[etherlab-dev] Master re-request race with slave mailboxes

Wed Aug 13 12:40:19 CEST 2014

On 13 August 2014, quoth Frank Heckenbach:
> > In my application, on startup it requests the master and then uses
> > ecrt_master_sdo_upload to fetch certain information from slaves (eg.
> > profile, version, etc), both for diagnostics and to help ensure the
> > config is sane.  While this normally works fine, there can be problems
> > if it occurs too soon after the master service is started or after it
> > was last released.
> 
> Just a quick thought, did you try waiting until the dictionaries are
> completely fetched (cf. my patch #28)?

That does help with half of it (the initial startup after starting the
service), but it doesn't help with the release-rerequest race (because the
dictionaries aren't re-fetched during that time).

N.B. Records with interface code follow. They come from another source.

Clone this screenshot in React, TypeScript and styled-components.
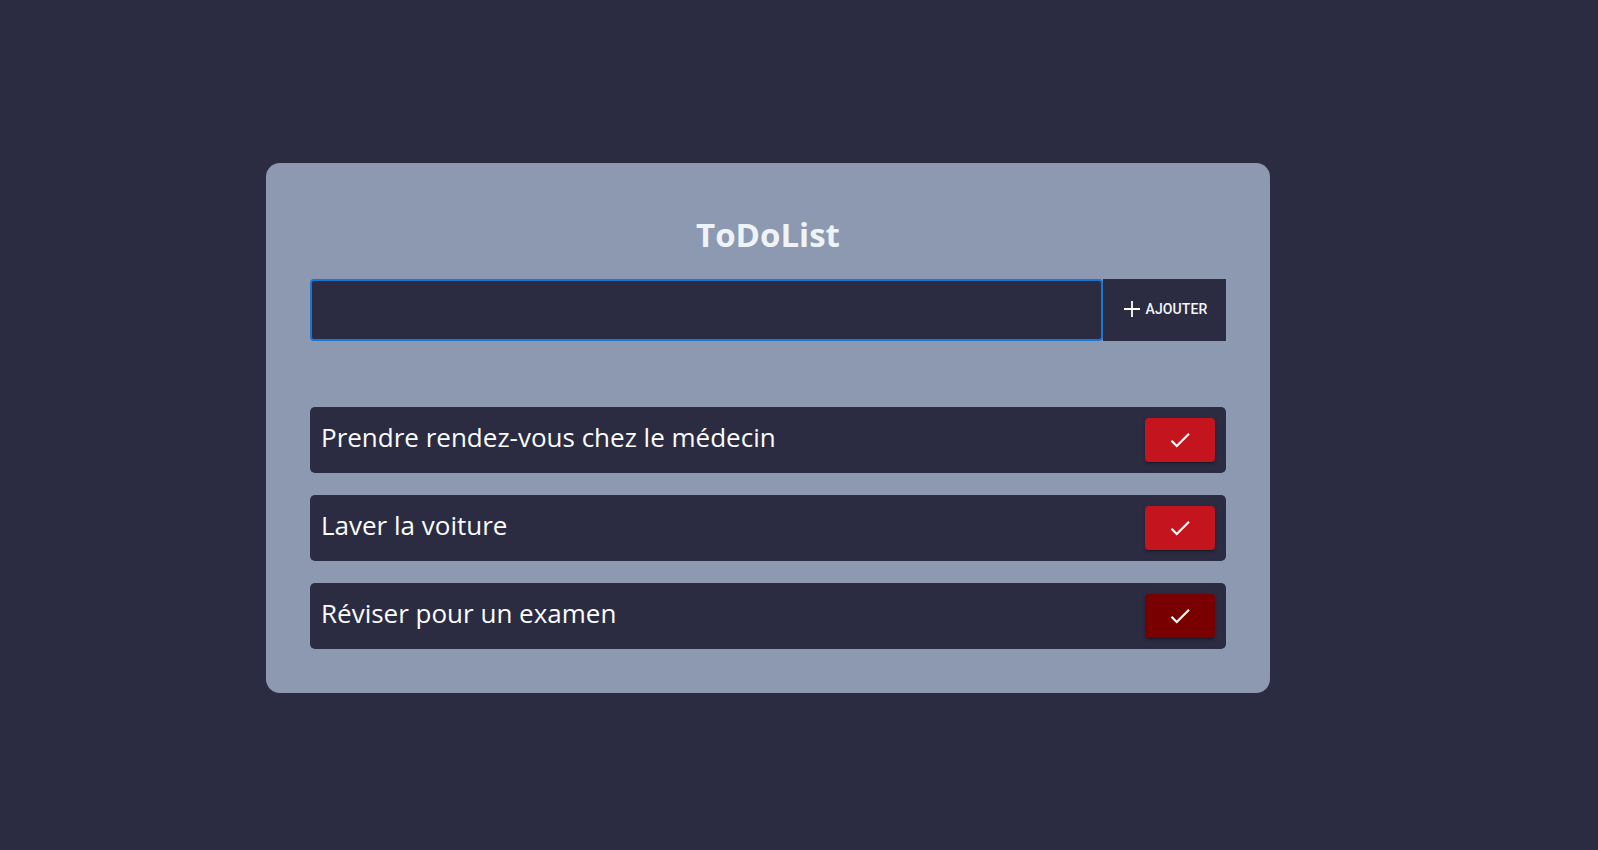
import styled, { createGlobalStyle } from "styled-components";

const GlobalStyle = createGlobalStyle`
  body {
    margin: 0;
    background-color: #2b2c42;
    font-family: "Open Sans", "Noto Sans", sans-serif;
  }
`;

const Page = styled.div`
  min-height: 850px;
  padding: 163px 0 0 266px;
  box-sizing: border-box;
`;

const Card = styled.div`
  width: 1004px;
  box-sizing: border-box;
  background-color: #8c99b0;
  border-radius: 14px;
  padding: 44px;
  display: flex;
  flex-direction: column;
`;

const Title = styled.h1`
  margin: 5px 0 22px;
  text-align: center;
  font-size: 33px;
  font-weight: 700;
  color: #eef3f7;
  line-height: 45px;
`;

const Form = styled.div`
  display: flex;
  height: 62px;
`;

const Input = styled.input`
  flex: 1;
  box-sizing: border-box;
  background-color: #2b2c42;
  border: 2px solid #1976d2;
  border-radius: 4px;
  outline: none;
  color: #fff;
  font-size: 18px;
  padding: 0 14px;
`;

const AddButton = styled.button`
  width: 123px;
  background-color: #2b2c42;
  border: none;
  color: #f4f6fa;
  font-family: Roboto, sans-serif;
  font-weight: 500;
  font-size: 14px;
  letter-spacing: 0.1px;
  text-transform: uppercase;
  display: flex;
  align-items: center;
  justify-content: center;
  gap: 6px;
  padding: 0 0 2px 2px;
  cursor: pointer;
`;

const List = styled.ul`
  list-style: none;
  margin: 66px 0 0;
  padding: 0;
  display: flex;
  flex-direction: column;
  gap: 22px;
`;

const Item = styled.li`
  height: 66px;
  background-color: #2b2c42;
  border-radius: 5px;
  display: flex;
  align-items: center;
  justify-content: space-between;
  padding: 0 11px;
  color: #fbfcfd;
  font-size: 26px;
`;

const Label = styled.span`
  padding-bottom: 6px;
`;

const CheckButton = styled.button<{ $done?: boolean }>`
  width: 70px;
  height: 44px;
  border: none;
  border-radius: 4px;
  background-color: ${(p) => (p.$done ? "#790000" : "#c4151f")};
  box-shadow: 0 3px 1px -2px rgba(0, 0, 0, 0.2), 0 2px 2px 0 rgba(0, 0, 0, 0.14),
    0 1px 5px 0 rgba(0, 0, 0, 0.12);
  display: flex;
  align-items: center;
  justify-content: center;
  cursor: pointer;
`;

const todos = [
  { id: 1, text: "Prendre rendez-vous chez le médecin", done: false },
  { id: 2, text: "Laver la voiture", done: false },
  { id: 3, text: "Réviser pour un examen", done: true },
];

const App = () => {
  return (
    <Page>
      <GlobalStyle />
      <Card>
        <Title>ToDoList</Title>
        <Form>
          <Input type="text" />
          <AddButton>
            <svg width="16" height="16" viewBox="0 0 16 16">
              <path d="M8 0v16M0 8h16" stroke="#fff" strokeWidth="1.8" />
            </svg>
            Ajouter
          </AddButton>
        </Form>
        <List>
          {todos.map((t) => (
            <Item key={t.id}>
              <Label>{t.text}</Label>
              <CheckButton $done={t.done}>
                <svg width="26" height="26" viewBox="0 0 24 24" fill="#fff">
                  <path d="M9 16.17 4.83 12l-1.42 1.41L9 19 21 7l-1.41-1.41z" />
                </svg>
              </CheckButton>
            </Item>
          ))}
        </List>
      </Card>
    </Page>
  );
};

export default App;
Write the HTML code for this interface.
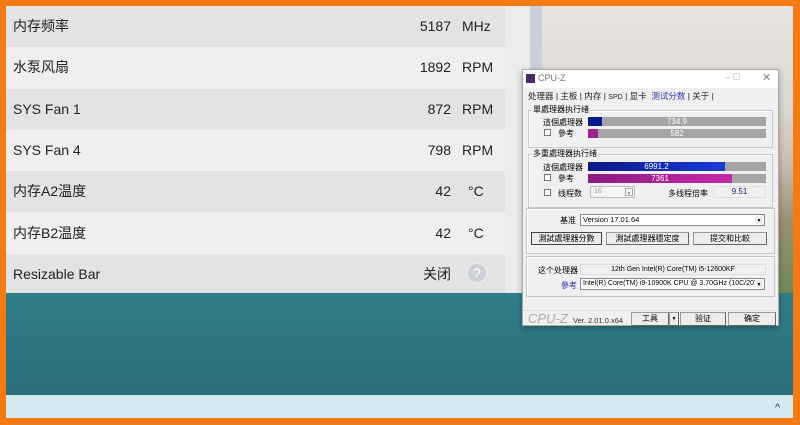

Basically at some unknown-to-the-app point (following a deactivate/release)
it will pause any in-progress requests, bump the slave back to INIT and then
to PREOP (clearing its mailboxes along the way), and then resume the
in-progress requests -- possibly at a point where it will now futilely poll
the mailbox for a reply that will never come, because the slave already
replied and then erased it at the master's request.  (It's a race, so most
of the time it gets lucky and this only happens sometimes.)

Though you've reminded me that if the application does wait for dictionaries
to be fetched, then implementing #4 in the master should be sufficient to
solve this.  (It's a slight variation on #4 + #1.)

Regards,
Gavin Lambert